Exxon Mobil surpassed expectations for its first-quarter adjusted profit, although the unadjusted earnings hit a five-year low due to supply disruptions stemming from the conflict with Iran and hedging losses, as reported by Reuters.
Adjusted earnings for the initial three months of the year were reported at \$1.16 per share, exceeding the consensus forecast of \$1.00 compiled by LSEG.
The adjusted figure notably excluded \$700 million in losses attributed to cargo that could not be delivered, this being a consequence of the unprecedented disruption in the energy market initiated by the Middle East conflict starting late in February.
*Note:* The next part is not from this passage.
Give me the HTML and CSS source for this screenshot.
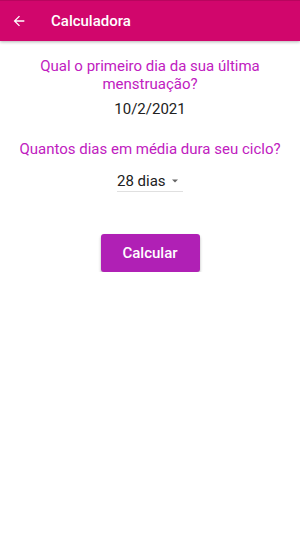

Excluding the impact of financial derivatives, which carried a near-term negative effect, the earnings reached \$2.09 per share. Net income for Q1 amounted to \$4.2 billion, a decline from \$7.7 billion recorded in the corresponding period of 2025, marking the lowest level since Q1 of 2021.
The American oil producer benefitted from elevated oil prices and increased output from its key assets in the Permian Basin and Guyana, which helped offset production interruptions in the Middle East.
Earnings from oil and gas production reached \$5.7 billion, representing a 63% increase quarter-over-quarter, yet a 15% decrease compared to the previous year.
Exxon’s free cash flow in the first quarter stood at \$2.7 billion, down from \$8.8 billion in the same period last year. The company distributed \$4.3 billion in dividends and executed \$4.9 billion in share buybacks during Q1.
Capital expenditure was \$6.2 billion, aligning with the firm’s full-year projection.
Exxon stated that should the Strait of Hormuz remain closed for the entirety of the second quarter, it would result in a reduction of Middle Eastern oil production by 750,000 barrels per day relative to last year’s levels.